Echoing criticism by the US State Department and the UN Secretary-General, Mr Kofi Annan, Mr Moeller criticised Israel for its expulsion yesterday from the West Bank to Gaza of two Palestinians, brother and sister of the man alleged to have orchestrated a double suicide-bombing in Tel Aviv in July.

Mr Moeller also deplored the killing of 14 Palestinians by Israeli forces in the past week. Israel has acknowledged that eight of the dead were civilians and the Israeli defence minister, Mr Benjamin Ben-Eliezer, has ordered an army investigation.

"The suicide-bombers must be stopped, of course," the Danish minister said after talks with Mr Ben-Eliezer in Tel Aviv, "but the answer to that cannot be that you kill civilians."

The two people expelled from the West Bank yesterday, Kifah and Intisar Ajouri, were smuggled into the Gaza Strip by the Israeli army.

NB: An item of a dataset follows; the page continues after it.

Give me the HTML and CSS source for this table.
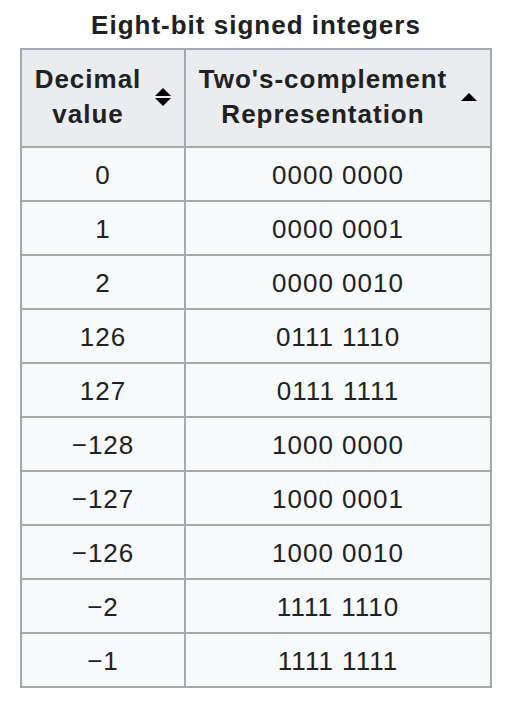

Dozens of reporters were waiting at the Erez crossing point, where the Palestinian Authority planned to try to block their entry. But the pair - whose expulsion was approved on Tuesday by the Israeli Supreme Court, which ruled that there was evidence of their direct involvement in their brother's activities - were driven into the Gaza Strip in an Israeli tank and let out in an orchard.

In TV interviews ahead of the Jewish New Year, Mr Sharon said that cracks were "deepening among the Palestinians", who had realised that they could not overpower Israel by using force.

However, he went on to say that he saw a possible opportunity for a diplomatic breakthrough.